▶ [INSTRUCTIONS FOR THE TASK]
Wherever the string "full" appears in the listing, copy that line.

━━━ DATASET SECTION

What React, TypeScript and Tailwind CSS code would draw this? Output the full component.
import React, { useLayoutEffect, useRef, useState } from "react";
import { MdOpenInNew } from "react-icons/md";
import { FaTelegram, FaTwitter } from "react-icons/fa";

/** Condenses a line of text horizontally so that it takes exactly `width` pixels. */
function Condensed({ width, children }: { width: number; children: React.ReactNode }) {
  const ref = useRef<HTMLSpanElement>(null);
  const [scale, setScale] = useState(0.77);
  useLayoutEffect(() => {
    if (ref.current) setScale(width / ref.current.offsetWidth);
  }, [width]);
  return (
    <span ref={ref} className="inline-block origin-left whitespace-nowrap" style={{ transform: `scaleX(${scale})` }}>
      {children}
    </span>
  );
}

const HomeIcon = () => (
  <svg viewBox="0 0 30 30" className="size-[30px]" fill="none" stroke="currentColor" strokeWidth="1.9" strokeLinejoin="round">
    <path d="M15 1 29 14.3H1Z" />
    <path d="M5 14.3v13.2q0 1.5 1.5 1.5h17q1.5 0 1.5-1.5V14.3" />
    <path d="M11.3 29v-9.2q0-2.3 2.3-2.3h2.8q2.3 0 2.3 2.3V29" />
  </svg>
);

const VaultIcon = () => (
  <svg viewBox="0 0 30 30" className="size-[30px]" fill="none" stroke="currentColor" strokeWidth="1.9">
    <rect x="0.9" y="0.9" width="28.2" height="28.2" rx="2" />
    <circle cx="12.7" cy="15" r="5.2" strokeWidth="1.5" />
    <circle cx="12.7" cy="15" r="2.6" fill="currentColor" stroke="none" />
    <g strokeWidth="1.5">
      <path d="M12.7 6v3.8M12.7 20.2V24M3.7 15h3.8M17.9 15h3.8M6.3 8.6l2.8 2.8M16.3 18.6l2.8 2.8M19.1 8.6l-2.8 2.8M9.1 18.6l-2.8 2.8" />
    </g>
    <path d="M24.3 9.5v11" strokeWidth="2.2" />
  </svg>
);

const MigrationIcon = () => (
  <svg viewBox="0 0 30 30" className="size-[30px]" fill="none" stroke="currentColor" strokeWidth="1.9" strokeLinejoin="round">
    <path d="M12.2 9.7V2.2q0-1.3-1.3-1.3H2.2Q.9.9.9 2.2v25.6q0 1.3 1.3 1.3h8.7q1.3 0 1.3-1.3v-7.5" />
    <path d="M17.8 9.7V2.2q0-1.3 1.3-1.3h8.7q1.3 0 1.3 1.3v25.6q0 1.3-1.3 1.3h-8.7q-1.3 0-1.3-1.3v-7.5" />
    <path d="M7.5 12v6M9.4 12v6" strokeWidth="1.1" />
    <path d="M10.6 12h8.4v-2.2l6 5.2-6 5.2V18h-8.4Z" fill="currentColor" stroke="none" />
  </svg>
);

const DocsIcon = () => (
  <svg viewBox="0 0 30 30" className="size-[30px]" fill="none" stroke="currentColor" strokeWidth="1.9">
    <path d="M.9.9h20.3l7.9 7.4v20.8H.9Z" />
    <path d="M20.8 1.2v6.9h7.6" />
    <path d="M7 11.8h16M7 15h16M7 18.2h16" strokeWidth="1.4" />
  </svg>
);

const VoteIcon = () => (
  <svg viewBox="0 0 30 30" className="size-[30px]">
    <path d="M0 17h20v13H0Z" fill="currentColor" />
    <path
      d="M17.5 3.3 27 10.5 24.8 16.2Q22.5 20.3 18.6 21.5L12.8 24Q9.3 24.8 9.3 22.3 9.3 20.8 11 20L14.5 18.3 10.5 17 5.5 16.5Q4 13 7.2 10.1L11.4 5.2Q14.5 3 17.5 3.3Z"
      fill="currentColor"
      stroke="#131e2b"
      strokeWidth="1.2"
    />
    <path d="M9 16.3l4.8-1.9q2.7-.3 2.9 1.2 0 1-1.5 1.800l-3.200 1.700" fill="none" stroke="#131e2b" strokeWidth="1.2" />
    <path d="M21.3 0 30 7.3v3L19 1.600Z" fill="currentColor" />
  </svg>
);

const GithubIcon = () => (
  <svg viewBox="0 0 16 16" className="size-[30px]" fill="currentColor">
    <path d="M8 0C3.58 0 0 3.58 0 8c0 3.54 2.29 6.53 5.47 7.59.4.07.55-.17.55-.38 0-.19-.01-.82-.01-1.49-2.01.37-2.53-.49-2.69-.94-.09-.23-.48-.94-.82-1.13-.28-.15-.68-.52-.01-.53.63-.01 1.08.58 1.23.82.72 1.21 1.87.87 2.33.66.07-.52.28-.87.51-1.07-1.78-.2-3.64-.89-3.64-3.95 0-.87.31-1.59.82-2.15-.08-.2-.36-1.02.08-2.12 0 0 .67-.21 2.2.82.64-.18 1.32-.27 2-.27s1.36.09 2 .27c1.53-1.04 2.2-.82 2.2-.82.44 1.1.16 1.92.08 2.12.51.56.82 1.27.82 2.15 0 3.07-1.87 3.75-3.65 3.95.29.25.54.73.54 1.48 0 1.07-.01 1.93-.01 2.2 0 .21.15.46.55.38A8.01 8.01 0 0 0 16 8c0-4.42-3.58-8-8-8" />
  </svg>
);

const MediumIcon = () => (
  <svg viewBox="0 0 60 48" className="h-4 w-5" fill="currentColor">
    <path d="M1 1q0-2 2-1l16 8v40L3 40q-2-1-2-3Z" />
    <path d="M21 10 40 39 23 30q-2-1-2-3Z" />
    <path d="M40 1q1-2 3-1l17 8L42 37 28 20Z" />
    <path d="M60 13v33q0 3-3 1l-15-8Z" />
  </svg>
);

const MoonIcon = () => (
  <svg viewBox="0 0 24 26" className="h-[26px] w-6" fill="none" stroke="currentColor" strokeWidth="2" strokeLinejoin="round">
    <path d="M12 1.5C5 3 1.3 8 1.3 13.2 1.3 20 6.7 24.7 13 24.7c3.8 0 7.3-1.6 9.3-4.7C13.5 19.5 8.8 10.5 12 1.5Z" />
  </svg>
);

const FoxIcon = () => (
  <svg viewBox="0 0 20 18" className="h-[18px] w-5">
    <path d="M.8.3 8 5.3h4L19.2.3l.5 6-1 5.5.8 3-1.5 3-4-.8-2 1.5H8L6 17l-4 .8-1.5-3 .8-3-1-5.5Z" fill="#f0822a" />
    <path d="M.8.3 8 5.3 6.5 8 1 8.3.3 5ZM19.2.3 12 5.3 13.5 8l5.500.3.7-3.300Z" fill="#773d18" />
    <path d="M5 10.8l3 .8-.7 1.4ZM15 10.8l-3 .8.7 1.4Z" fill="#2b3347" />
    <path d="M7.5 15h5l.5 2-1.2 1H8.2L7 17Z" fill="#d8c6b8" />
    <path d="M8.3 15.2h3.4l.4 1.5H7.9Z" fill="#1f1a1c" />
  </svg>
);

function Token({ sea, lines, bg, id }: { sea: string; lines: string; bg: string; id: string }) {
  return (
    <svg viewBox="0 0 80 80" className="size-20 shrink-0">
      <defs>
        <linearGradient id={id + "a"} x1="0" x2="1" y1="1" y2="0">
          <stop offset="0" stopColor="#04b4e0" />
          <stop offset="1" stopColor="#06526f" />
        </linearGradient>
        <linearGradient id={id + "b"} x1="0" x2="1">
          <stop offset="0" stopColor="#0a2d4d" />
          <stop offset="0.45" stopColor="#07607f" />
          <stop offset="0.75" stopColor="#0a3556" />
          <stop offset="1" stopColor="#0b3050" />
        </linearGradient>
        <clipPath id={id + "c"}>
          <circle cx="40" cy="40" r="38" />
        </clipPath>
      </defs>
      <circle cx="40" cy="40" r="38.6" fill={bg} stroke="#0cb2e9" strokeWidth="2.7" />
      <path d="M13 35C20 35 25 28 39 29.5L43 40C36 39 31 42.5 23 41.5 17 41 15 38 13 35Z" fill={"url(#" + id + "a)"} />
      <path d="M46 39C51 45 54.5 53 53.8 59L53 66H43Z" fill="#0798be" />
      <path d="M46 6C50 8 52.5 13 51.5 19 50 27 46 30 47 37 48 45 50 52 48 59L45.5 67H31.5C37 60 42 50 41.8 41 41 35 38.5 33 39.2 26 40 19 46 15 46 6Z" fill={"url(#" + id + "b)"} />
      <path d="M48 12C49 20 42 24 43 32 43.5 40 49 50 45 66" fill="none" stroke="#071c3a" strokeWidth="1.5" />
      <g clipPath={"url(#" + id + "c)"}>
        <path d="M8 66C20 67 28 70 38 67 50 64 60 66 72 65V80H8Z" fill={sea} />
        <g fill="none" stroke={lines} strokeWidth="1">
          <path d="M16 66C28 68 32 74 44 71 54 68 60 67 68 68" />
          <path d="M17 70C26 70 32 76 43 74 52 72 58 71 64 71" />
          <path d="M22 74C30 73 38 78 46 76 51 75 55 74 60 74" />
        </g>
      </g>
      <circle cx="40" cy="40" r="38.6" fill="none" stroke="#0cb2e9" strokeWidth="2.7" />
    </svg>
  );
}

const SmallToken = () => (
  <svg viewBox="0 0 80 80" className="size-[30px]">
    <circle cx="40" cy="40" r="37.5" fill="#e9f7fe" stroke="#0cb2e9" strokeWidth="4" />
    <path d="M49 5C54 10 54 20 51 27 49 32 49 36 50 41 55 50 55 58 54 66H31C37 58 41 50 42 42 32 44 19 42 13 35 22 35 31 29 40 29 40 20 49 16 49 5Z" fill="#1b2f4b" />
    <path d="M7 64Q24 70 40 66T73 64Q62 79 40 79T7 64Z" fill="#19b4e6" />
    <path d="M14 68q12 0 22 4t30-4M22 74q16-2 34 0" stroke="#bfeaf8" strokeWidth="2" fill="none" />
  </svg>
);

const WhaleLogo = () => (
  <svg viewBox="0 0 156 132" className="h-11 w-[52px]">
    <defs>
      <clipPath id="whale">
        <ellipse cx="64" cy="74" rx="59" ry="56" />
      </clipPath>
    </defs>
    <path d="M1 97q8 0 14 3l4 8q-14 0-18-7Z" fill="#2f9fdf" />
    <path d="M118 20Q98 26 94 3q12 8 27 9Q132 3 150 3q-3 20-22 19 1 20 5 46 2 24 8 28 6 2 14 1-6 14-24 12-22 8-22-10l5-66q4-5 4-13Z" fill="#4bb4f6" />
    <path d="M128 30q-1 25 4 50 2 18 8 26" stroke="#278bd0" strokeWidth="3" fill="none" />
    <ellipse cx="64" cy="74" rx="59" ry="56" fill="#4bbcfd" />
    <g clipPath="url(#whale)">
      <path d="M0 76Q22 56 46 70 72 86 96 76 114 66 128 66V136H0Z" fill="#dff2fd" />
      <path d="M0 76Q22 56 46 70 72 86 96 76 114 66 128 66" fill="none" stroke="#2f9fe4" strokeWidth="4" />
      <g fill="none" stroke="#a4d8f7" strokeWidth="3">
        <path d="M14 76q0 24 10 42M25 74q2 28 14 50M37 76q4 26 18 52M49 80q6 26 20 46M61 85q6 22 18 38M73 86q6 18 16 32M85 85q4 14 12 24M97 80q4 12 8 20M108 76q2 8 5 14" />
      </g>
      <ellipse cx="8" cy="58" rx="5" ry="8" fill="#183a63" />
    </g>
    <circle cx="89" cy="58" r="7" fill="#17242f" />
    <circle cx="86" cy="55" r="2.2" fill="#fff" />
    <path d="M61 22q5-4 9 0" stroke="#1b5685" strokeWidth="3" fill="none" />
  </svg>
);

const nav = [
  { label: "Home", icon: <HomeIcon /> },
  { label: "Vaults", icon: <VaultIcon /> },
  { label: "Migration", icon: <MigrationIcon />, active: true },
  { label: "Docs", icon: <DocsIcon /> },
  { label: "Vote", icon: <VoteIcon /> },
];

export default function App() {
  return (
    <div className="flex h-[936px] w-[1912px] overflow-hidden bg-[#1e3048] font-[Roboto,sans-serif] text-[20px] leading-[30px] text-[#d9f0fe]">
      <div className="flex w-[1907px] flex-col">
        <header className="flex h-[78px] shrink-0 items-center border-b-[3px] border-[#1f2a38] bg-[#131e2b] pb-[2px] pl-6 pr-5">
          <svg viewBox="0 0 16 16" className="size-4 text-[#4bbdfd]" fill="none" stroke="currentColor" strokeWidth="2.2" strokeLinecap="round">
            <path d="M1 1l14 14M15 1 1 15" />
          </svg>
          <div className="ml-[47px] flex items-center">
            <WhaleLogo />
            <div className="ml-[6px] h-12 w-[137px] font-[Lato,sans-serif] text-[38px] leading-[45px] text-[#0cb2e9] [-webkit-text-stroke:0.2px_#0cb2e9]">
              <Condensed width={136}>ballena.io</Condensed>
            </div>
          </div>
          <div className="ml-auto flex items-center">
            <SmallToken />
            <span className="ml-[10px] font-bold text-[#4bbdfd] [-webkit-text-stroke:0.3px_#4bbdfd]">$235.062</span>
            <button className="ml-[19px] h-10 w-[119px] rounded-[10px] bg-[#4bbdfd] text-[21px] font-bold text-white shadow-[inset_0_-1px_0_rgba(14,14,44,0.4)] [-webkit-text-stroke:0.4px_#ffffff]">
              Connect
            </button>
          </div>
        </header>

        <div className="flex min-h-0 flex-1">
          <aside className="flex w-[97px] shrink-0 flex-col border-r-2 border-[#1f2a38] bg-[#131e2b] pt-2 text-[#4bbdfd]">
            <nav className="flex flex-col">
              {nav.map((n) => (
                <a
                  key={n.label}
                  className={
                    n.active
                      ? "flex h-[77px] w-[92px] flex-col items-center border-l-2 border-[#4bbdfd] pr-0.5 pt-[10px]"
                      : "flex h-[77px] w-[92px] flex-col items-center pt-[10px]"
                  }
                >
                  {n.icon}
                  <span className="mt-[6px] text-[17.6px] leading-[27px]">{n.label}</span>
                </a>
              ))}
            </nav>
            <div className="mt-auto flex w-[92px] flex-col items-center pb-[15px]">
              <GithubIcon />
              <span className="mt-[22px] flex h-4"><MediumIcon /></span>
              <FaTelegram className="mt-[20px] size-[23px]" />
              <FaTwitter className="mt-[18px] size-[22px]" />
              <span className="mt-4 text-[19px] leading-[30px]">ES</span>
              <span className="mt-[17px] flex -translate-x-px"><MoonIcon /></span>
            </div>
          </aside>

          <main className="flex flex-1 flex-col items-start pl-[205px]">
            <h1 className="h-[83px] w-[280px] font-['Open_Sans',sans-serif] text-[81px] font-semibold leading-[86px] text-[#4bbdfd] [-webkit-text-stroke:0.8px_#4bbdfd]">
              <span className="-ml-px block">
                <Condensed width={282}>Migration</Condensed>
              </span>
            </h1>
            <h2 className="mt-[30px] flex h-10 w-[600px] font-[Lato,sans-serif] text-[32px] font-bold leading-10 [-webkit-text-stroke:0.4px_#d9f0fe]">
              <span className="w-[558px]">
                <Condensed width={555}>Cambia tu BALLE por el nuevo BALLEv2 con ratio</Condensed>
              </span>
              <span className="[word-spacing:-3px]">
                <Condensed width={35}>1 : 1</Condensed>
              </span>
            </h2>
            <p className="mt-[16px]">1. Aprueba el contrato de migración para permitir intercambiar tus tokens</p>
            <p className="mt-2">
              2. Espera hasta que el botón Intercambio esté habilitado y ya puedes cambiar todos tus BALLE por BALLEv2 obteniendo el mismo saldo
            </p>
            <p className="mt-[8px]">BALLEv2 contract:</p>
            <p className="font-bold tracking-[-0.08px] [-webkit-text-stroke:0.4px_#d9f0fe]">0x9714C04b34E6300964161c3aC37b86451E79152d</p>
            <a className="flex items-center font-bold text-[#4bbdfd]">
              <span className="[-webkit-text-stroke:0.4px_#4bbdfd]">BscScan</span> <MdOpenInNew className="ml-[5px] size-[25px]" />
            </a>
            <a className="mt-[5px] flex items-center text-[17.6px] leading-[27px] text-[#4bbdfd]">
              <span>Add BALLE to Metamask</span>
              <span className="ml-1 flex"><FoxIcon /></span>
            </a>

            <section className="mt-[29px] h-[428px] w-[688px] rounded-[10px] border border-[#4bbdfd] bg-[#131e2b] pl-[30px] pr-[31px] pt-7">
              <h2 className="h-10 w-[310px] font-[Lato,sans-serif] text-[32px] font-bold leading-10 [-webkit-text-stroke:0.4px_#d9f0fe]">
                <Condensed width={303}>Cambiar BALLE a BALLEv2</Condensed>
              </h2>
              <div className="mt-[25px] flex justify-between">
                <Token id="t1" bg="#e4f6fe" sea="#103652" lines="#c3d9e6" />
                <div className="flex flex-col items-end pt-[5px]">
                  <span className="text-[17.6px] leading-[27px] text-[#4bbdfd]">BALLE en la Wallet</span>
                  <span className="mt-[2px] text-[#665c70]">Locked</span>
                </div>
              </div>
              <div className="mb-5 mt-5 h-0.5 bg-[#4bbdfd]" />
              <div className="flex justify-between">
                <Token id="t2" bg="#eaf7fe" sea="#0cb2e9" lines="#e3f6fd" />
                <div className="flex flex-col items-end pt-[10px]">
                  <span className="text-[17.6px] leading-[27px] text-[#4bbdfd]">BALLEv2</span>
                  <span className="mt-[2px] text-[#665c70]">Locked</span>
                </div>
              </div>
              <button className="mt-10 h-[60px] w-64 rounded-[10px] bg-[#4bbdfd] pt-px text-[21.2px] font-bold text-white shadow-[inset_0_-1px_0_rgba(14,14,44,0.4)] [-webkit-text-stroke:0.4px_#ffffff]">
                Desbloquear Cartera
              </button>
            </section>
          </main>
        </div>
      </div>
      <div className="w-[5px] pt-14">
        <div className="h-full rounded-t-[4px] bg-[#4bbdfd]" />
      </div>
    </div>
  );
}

━━━━━━

▶ [FINAL ANSWER]
What React, TypeScript and Tailwind CSS code would draw this? Output the full component.
        <div className="h-full rounded-t-[4px] bg-[#4bbdfd]" />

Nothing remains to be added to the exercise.